Data section
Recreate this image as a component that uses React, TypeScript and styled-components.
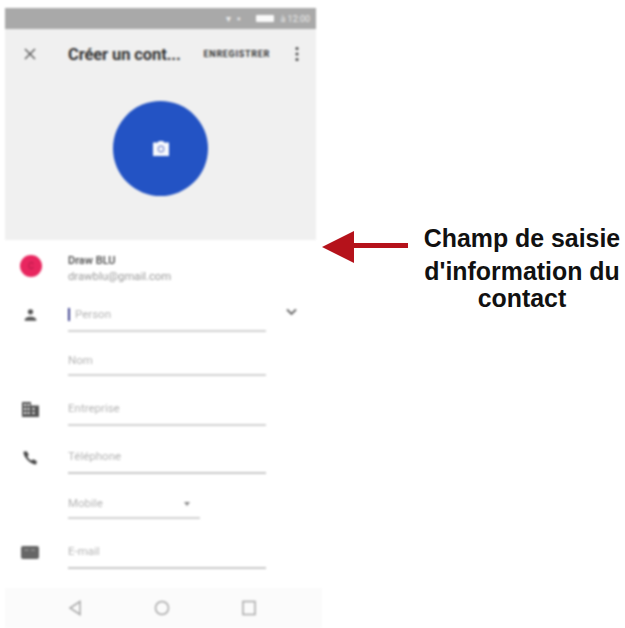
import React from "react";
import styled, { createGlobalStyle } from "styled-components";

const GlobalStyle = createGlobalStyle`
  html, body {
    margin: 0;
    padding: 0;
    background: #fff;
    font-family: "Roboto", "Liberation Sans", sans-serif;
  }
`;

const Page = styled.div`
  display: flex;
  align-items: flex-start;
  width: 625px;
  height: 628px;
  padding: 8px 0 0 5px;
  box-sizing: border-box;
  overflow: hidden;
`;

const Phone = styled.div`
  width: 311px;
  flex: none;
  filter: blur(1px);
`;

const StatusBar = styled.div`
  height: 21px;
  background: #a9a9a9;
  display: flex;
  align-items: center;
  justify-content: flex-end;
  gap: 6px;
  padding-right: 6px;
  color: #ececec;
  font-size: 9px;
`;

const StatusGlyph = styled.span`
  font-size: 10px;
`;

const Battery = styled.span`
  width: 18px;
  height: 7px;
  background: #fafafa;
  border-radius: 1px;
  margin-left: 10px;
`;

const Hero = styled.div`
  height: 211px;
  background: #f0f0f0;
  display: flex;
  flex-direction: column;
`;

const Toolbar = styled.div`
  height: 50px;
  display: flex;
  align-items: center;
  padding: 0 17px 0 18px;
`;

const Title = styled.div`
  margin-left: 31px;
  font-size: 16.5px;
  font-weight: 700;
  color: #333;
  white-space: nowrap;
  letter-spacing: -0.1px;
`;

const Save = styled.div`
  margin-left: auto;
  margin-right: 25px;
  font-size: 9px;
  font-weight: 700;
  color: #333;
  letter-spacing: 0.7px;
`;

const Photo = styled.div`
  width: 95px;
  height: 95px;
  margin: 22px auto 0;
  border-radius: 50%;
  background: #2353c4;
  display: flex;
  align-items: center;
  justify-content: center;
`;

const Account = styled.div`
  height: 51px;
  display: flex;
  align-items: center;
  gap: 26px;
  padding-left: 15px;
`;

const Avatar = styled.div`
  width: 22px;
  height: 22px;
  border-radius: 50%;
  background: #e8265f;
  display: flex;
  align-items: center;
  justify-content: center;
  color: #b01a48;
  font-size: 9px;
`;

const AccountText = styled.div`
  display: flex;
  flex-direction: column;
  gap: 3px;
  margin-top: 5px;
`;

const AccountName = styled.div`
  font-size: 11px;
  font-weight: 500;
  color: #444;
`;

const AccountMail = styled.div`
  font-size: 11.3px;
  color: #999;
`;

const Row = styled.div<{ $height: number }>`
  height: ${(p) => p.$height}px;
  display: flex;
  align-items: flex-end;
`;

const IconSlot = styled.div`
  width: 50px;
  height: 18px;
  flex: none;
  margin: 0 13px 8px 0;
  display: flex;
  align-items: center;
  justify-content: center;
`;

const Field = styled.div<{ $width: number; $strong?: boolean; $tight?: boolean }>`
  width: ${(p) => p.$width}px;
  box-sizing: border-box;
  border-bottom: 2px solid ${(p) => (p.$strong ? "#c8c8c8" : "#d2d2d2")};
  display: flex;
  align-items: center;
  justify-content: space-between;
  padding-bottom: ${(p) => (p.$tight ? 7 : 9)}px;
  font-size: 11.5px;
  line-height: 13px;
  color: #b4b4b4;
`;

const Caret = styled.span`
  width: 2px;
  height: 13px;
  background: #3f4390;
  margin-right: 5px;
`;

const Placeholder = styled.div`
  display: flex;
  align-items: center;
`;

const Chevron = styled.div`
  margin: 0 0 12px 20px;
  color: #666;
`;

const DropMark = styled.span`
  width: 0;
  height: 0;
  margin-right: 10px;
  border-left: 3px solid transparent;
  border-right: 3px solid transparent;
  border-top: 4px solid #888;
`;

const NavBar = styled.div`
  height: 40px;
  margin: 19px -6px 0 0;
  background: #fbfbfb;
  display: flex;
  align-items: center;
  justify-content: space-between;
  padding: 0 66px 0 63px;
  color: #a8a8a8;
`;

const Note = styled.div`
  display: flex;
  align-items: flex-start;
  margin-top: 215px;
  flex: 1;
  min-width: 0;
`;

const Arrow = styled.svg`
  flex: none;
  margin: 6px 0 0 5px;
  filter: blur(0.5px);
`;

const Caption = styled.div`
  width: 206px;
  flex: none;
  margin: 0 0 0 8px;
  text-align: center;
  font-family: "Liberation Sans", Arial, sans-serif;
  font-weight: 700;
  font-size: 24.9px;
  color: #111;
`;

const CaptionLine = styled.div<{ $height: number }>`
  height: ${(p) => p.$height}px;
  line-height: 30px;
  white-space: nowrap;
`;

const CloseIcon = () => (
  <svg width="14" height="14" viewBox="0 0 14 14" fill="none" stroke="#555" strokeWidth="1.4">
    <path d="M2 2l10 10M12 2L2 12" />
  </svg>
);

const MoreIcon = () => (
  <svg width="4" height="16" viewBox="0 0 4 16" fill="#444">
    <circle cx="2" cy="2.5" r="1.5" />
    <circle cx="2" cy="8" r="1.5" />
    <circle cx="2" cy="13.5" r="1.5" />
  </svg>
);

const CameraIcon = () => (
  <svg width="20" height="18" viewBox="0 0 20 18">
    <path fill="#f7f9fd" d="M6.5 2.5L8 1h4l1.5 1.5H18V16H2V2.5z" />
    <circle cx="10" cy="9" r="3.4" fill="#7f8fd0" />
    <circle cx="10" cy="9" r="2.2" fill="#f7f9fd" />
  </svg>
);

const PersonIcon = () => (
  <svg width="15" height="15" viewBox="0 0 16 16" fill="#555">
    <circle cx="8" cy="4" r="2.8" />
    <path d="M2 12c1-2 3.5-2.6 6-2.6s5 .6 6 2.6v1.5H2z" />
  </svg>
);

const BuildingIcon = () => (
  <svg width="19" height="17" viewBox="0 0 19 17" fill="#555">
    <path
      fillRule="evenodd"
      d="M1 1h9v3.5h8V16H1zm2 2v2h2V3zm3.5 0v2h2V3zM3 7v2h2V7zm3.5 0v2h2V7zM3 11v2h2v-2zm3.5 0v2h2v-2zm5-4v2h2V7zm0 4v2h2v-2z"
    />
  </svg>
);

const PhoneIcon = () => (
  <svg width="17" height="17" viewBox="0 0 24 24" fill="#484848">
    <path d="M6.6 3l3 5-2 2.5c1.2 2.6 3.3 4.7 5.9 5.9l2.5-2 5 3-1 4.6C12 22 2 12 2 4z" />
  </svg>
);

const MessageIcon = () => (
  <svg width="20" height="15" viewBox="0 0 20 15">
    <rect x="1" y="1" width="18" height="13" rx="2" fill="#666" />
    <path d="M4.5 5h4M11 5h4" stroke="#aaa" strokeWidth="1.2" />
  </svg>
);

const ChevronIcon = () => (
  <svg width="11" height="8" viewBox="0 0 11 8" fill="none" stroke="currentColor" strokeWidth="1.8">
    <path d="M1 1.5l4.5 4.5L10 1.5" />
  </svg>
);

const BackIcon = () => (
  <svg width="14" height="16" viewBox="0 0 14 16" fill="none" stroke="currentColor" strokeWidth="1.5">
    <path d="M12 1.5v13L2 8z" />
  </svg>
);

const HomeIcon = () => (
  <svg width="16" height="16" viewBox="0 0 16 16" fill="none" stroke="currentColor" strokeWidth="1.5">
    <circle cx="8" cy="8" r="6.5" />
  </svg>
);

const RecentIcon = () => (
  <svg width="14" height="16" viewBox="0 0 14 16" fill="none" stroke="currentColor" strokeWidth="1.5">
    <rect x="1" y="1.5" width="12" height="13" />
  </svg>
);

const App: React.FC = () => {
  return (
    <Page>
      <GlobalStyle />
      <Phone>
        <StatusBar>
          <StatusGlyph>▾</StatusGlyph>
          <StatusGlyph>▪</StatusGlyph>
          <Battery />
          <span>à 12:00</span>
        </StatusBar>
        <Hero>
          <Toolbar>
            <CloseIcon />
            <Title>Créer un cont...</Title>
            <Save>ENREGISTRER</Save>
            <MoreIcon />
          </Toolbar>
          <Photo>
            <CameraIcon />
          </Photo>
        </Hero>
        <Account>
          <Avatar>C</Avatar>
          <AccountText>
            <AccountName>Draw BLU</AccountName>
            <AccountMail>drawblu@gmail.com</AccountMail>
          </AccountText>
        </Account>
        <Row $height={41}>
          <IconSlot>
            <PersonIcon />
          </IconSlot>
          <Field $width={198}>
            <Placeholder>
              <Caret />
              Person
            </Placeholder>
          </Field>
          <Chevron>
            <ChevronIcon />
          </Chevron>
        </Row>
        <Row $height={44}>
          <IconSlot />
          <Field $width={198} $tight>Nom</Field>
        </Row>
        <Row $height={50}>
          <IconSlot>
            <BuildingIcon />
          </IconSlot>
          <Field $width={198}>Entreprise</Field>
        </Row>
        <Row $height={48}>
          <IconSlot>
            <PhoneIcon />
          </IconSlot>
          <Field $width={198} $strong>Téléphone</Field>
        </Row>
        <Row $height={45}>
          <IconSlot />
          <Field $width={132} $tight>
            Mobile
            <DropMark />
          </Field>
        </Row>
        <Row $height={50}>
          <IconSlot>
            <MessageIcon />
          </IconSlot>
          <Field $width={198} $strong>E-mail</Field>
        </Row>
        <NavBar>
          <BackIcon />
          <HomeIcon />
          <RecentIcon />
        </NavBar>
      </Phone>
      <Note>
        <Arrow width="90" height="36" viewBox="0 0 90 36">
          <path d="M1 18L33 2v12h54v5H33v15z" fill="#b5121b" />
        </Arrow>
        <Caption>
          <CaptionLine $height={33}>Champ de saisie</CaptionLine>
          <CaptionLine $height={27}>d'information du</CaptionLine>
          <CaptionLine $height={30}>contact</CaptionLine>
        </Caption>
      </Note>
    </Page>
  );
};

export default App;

Goal
Return every line above that contains the word "components".

Solution to the problem
Recreate this image as a component that uses React, TypeScript and styled-components.
import styled, { createGlobalStyle } from "styled-components";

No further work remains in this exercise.